Let's be clear about one thing: more people are going to die in midairs unless we as an industry do something about fixing this all too easily fixed problem. It's not good enough for isolated individuals to fly offset. Everyone with the super accurate GPS/INS should do it, and the only way that will ever happen is if the equipment does it automatically.

Every time in the past this has been raised, someone chimes in 'proving' it won't work because of one thing or another. It's all too easy to be dragged off on a tangent with arguments like this. The RVSM camp see their problem, the NATS track people theirs, ATC people see the call for offsetting as an affront or criticism of their professionalism, the mathematicians can 'prove' it makes the risk of collision more likely.
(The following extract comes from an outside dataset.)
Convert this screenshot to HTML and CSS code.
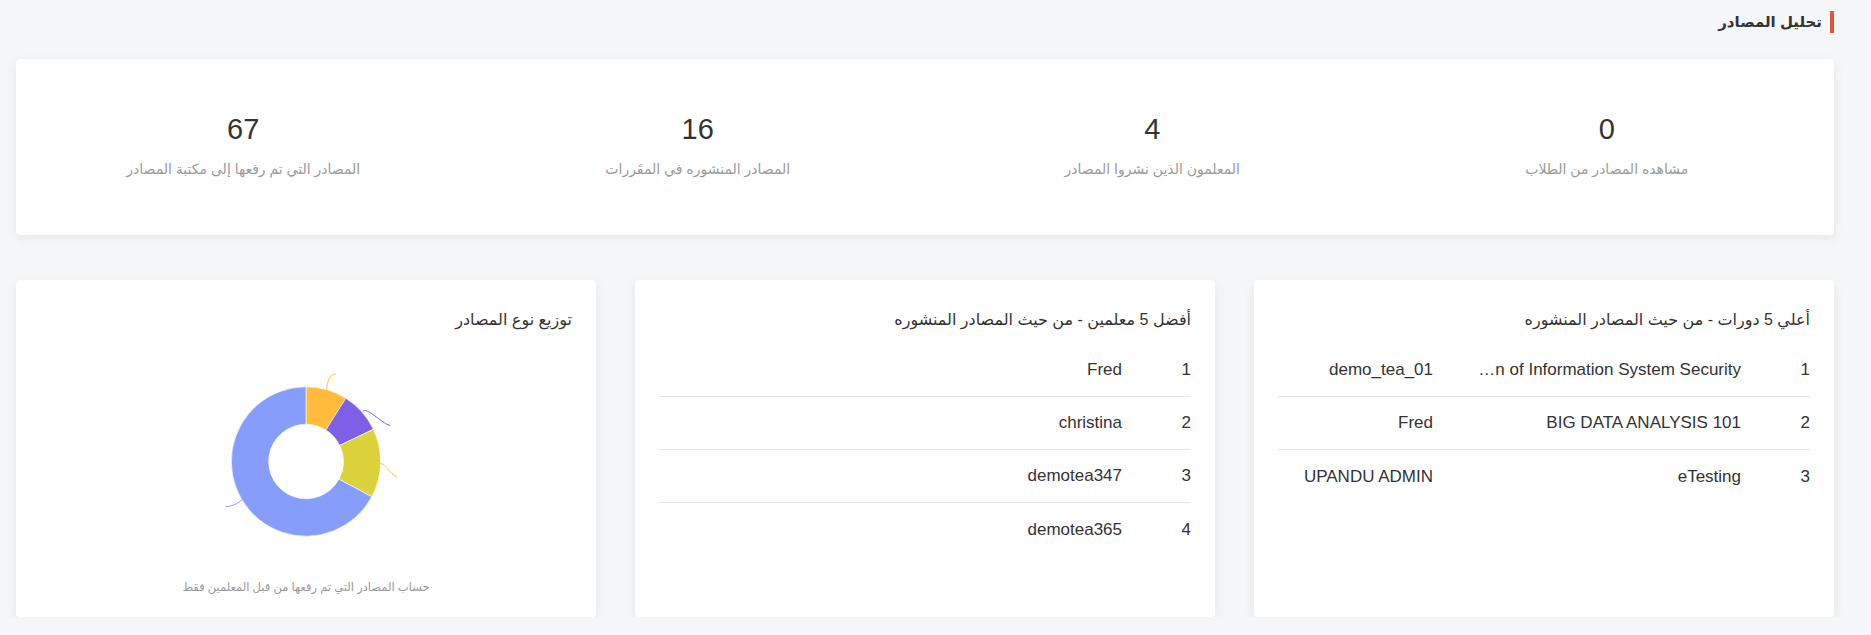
FILE: index.html
```html
<!DOCTYPE html>
<html lang="ar" dir="rtl">
<head>
<meta charset="utf-8">
<title>تحليل المصادر</title>
<link rel="stylesheet" href="styles.css">
</head>
<body>
<div class="page">
  <h2 class="section-title">تحليل المصادر</h2>

  <div class="stats-card">
    <div class="stat">
      <div class="stat-value">0</div>
      <div class="stat-label">مشاهده المصادر من الطلاب</div>
    </div>
    <div class="stat">
      <div class="stat-value">4</div>
      <div class="stat-label">المعلمون الذين نشروا المصادر</div>
    </div>
    <div class="stat">
      <div class="stat-value">16</div>
      <div class="stat-label">المصادر المنشوره في المقَررات</div>
    </div>
    <div class="stat">
      <div class="stat-value">67</div>
      <div class="stat-label">المصادر التي تم رفعها إلى مكتبة المصادر</div>
    </div>
  </div>

  <div class="cards-row">
    <div class="panel">
      <h3 class="panel-title">أعلي 5 دورات - من حيث المصادر المنشوره</h3>
      <div class="rank-list">
        <div class="rank-row rank-row-3">
          <span class="rank-num">1</span>
          <span class="rank-course">Protection of Information System Security</span>
          <span class="rank-teacher">demo_tea_01</span>
        </div>
        <div class="rank-row rank-row-3">
          <span class="rank-num">2</span>
          <span class="rank-course">BIG DATA ANALYSIS 101</span>
          <span class="rank-teacher">Fred</span>
        </div>
        <div class="rank-row rank-row-3">
          <span class="rank-num">3</span>
          <span class="rank-course">eTesting</span>
          <span class="rank-teacher">UPANDU ADMIN</span>
        </div>
      </div>
    </div>

    <div class="panel">
      <h3 class="panel-title">أفضل 5 معلمين - من حيث المصادر المنشوره</h3>
      <div class="rank-list">
        <div class="rank-row">
          <span class="rank-num">1</span>
          <span class="rank-name">Fred</span>
        </div>
        <div class="rank-row">
          <span class="rank-num">2</span>
          <span class="rank-name">christina</span>
        </div>
        <div class="rank-row">
          <span class="rank-num">3</span>
          <span class="rank-name">demotea347</span>
        </div>
        <div class="rank-row">
          <span class="rank-num">4</span>
          <span class="rank-name">demotea365</span>
        </div>
      </div>
    </div>

    <div class="panel panel-chart">
      <h3 class="panel-title">توزيع نوع المصادر</h3>
      <svg class="donut" width="300" height="220" viewBox="0 0 300 220" xmlns="http://www.w3.org/2000/svg">
        <path d="M150 35 A75 75 0 0 1 190 46.56 L170 78.28 A37.5 37.5 0 0 0 150 72.5 Z" fill="#ffbb3b" stroke="#ffffff" stroke-width="0.6"/>
        <path d="M190 46.56 A75 75 0 0 1 217.68 77.69 L183.84 93.84 A37.5 37.5 0 0 0 170 78.28 Z" fill="#7d60e6" stroke="#ffffff" stroke-width="0.6"/>
        <path d="M217.68 77.69 A75 75 0 0 1 216.09 145.45 L183.05 127.73 A37.5 37.5 0 0 0 183.84 93.84 Z" fill="#dcd23c" stroke="#ffffff" stroke-width="0.6"/>
        <path d="M216.09 145.45 A75 75 0 1 1 150 35 L150 72.5 A37.5 37.5 0 1 0 183.05 127.73 Z" fill="#879dfc" stroke="#ffffff" stroke-width="0.6"/>
        <path d="M170.8 37.9 C171.5 30 173 23 179.7 22" fill="none" stroke="#ffbb3b" stroke-width="1"/>
        <path d="M207 59.5 C211 57 216 62 223 67 S231 73 234.7 73.7" fill="none" stroke="#7d60e6" stroke-width="1"/>
        <path d="M225 112 C231 113 233 122 241.3 125.3" fill="none" stroke="#dcd23c" stroke-width="1"/>
        <path d="M85.6 148.5 C80 153 76 155 69 155.3" fill="none" stroke="#879dfc" stroke-width="1"/>
      </svg>
      <p class="chart-note">حساب المصادر التي تم رفعها من قبل المعلمين فقط</p>
    </div>
  </div>
</div>
</body>
</html>
```

FILE: styles.css
```css
* {
  box-sizing: border-box;
}

html,
body {
  margin: 0;
  padding: 0;
}

body {
  background: #f5f6f8;
  font-family: "Liberation Sans", "DejaVu Sans", sans-serif;
  color: #333333;
}

.page {
  padding: 11px 37px 0 16px;
}

.section-title {
  margin: 0 0 26px;
  font-size: 15px;
  font-weight: bold;
  line-height: 22px;
  color: #333333;
  border-right: 4px solid #e0533f;
  padding-right: 8px;
}

.stats-card {
  background: #ffffff;
  border-radius: 4px;
  box-shadow: 0 3px 12px rgba(0, 0, 0, 0.07);
  height: 176px;
  display: grid;
  grid-template-columns: repeat(4, 1fr);
  align-items: center;
  margin-bottom: 45px;
}

.stat {
  text-align: center;
}

.stat-value {
  font-size: 29px;
  line-height: 29px;
  color: #333333;
}

.stat-label {
  margin-top: 15px;
  font-size: 14px;
  line-height: 20px;
  color: #9a9a9a;
}

.cards-row {
  display: grid;
  grid-template-columns: repeat(3, 1fr);
  gap: 39px;
}

.panel {
  background: #ffffff;
  border-radius: 4px;
  box-shadow: 0 3px 12px rgba(0, 0, 0, 0.07);
  height: 337px;
  padding: 28px 24px 20px;
}

.panel-title {
  margin: 0 0 12px;
  font-size: 16px;
  font-weight: normal;
  line-height: 24px;
  color: #333333;
}

.rank-row {
  display: grid;
  grid-template-columns: 69px 1fr;
  align-items: center;
  height: 53px;
  border-bottom: 1px solid #e6e6e6;
  font-size: 17px;
  color: #333333;
}

.rank-row:last-child {
  border-bottom: none;
}

.rank-row-3 {
  grid-template-columns: 69px 271px 1fr;
}

.rank-course {
  overflow: hidden;
  white-space: nowrap;
  text-overflow: ellipsis;
}

.rank-teacher {
  padding-right: 37px;
  white-space: nowrap;
}

.panel-chart {
  display: flex;
  flex-direction: column;
  align-items: stretch;
}

.donut {
  display: block;
  margin: 8px auto 0;
}

.chart-note {
  margin: 6px 0 0;
  font-size: 11.5px;
  line-height: 20px;
  color: #9a9a9a;
  text-align: center;
}
```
Let's agree that the problem offsetting is attempting to address applies in no way, shape or form with NATS tracks, which have problems unique to the busy (and usually one way at different times of day) traffic patterns North Atlantic. I'm mainly concerned with the non-radar environment outside Western Europe and the US. And I'm not slagging off the controllers in these other parts of the world. It's just that it's a fact of life they are forced to work in a far from ideal environment with sometimes poor or outdated equipment, bad (and sometimes no) comms with neighbouring agencies because of political conflicts. Anyone with any imagination can see the potential for serious traffic conflict in such environments because of the high accuracy of modern navigation systems. The only long term answer is unidirectional airways, but I wouldn't hold my breath waiting for them.

What amazes me is the concerted resistance that people in authority (and therefore not flying the line daily) are maintaining to addressing this navigation accuracy problem. It will probably take at the very least some embarrassing disclosures by some 'muck raking' journalist to shake these agencies into doing something. (Thanks to sites like this, they won't be able to say they or the industry as a whole were unaware the problem existed.) Unfortunately, it's unlikely any such journalist will see any news value in any such story until a lot of people have died in circumstances that cannot be disguised as being attributable to anything but the accuracy of the nav systems. Let's hope that's a long time (if never) coming, but I fear that's a faint hope.